From Publishers Weekly
One of Turkey's foremost novelists explores the ambivalent relationship between master and slave in this elegant, postmodernist twist on the theme of the doppelganger. During the 17th century, a young Italian is captured by the Turkish fleet and brought to Istanbul, where he becomes the slave of an erudite man who could pass for his twin. The Hoja , or master, is convinced that the Italian youth's European education is superior to his own and he becomes the young man's pupil. Once the Hoja perceives the superficiality of the young man's knowledge, however, he insists that the slave tell him more, demanding details of his double's upbringing. When this, too, becomes tiresome, the slave confesses to real and imagined sins for which he is beaten. As their relationship changes over the years, with each alternating domination, the author deftly plays the mirror-image characters against each other. To aid the Ottoman sultan in his war against the Poles, the two develop a fantastical war machine. Its disastrous failure in battle proves their undoing. The reader is left guessing at the ultimate fate of the Hoya and the slave, while at the same time admiring Pamuk's skillfully constructed paradoxes.

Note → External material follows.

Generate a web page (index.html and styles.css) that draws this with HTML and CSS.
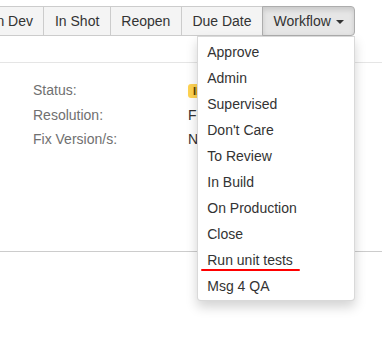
FILE: index.html
```html
<!DOCTYPE html>
<html lang="en">
<head>
    <meta charset="UTF-8">
    <title>Issue Workflow</title>
    <link rel="stylesheet" href="styles.css">
</head>
<body>

    <!-- Issue toolbar -->
    <div class="page-header">
        <div class="toolbar">
            <button class="btn">In Dev</button>
            <button class="btn">In Shot</button>
            <button class="btn">Reopen</button>
            <button class="btn">Due Date</button>
            <div class="btn-group">
                <button class="btn btn-active">Workflow <span class="caret"></span></button>
                <ul class="dropdown-menu">
                    <li>Approve</li>
                    <li>Admin</li>
                    <li>Supervised</li>
                    <li>Don't Care</li>
                    <li>To Review</li>
                    <li>In Build</li>
                    <li>On Production</li>
                    <li>Close</li>
                    <li class="marked">Run unit tests</li>
                    <li>Msg 4 QA</li>
                </ul>
            </div>
        </div>
    </div>

    <!-- Issue details -->
    <div class="details-module">
        <div class="details">
            <div class="label">Status:</div>
            <div class="value"><span class="lozenge">In Build</span></div>
            <div class="label">Resolution:</div>
            <div class="value">Fixed</div>
            <div class="label">Fix Version/s:</div>
            <div class="value">None</div>
        </div>
    </div>

</body>
</html>
```

FILE: styles.css
```css
/* General Styles */
html, body {
    overflow-x: hidden;
}

body {
    font-family: "Liberation Sans", Arial, sans-serif;
    font-size: 14px;
    color: #333;
    background-color: #fff;
    margin: 0;
    min-height: 342px;
}

/* Header with toolbar */
.page-header {
    padding-top: 6px;
    padding-bottom: 26px;
    border-bottom: 1px solid #e5e5e5;
}

.toolbar {
    display: flex;
    margin-left: -18px;
}

.btn {
    font-family: inherit;
    font-size: 14px;
    line-height: 20px;
    color: #333;
    background-color: #f4f4f4;
    border: 1px solid #ccc;
    margin-left: -1px;
    padding: 4px 10.5px;
    border-radius: 0;
    cursor: pointer;
}

.btn-group {
    position: relative;
    display: flex;
}

.btn-active {
    background-color: #e6e6e6;
    border-color: #adadad;
    border-radius: 0 4px 4px 0;
    box-shadow: inset 0 3px 5px rgba(0, 0, 0, 0.125);
}

.caret {
    display: inline-block;
    width: 0;
    height: 0;
    margin-left: 1px;
    vertical-align: middle;
    border-top: 4px solid #333;
    border-left: 4px solid transparent;
    border-right: 4px solid transparent;
}

/* Dropdown */
.dropdown-menu {
    position: absolute;
    top: 100%;
    right: 0;
    z-index: 10;
    width: 158px;
    box-sizing: border-box;
    margin: 0;
    padding: 2px 0 1px;
    list-style: none;
    background-color: #fff;
    border: 1px solid rgba(0, 0, 0, 0.15);
    border-radius: 0 0 4px 4px;
    box-shadow: 0 6px 12px rgba(0, 0, 0, 0.175);
}

.dropdown-menu li {
    position: relative;
    padding: 3px 9px;
    line-height: 20px;
    white-space: nowrap;
}

.dropdown-menu li.marked::after {
    content: "";
    position: absolute;
    left: 3px;
    bottom: 2px;
    width: 99px;
    height: 2px;
    border-radius: 1px;
    background-color: #f00;
}

/* Details */
.details-module {
    padding: 15px 0 0 33px;
    height: 173px;
    border-bottom: 1px solid #ccc;
}

.details {
    display: grid;
    grid-template-columns: 155px auto;
    line-height: 24.5px;
}

.label {
    color: #707070;
}

.lozenge {
    display: inline-block;
    padding: 0 5px;
    line-height: 14px;
    font-size: 11px;
    font-weight: bold;
    text-transform: uppercase;
    color: #594300;
    background-color: #ffd351;
    border-radius: 3px;
    vertical-align: middle;
}
```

Copyright 1991 Reed Business Information, Inc. --This text refers to an out of print or unavailable edition of this title.

From Library Journal
The third novel by the well-known Turkish writer recounts the life of a young Italian Christian taken captive at sea by the Ottoman Turks in the 17th century. Through his intelligence he is treated quite favorably as a slave and spends his days in Istanbul doing research for the Pasha and young Sultan under the sponsorship of a learned man, whom he hauntingly resembles. A slow, unmoving book that lacks substance or well-developed characters, it ironically concludes in the closing chapters with the author's comment, "I have now come to the end of my book. Perhaps discerning readers, deciding my story was actually finished long ago, have already tossed it aside."-- Paula I. Nielson, Loyola Marymount Univ. Lib., Los Angeles
Copyright 1991 Reed Business Information, Inc. --This text refers to an out of print or unavailable edition of this title.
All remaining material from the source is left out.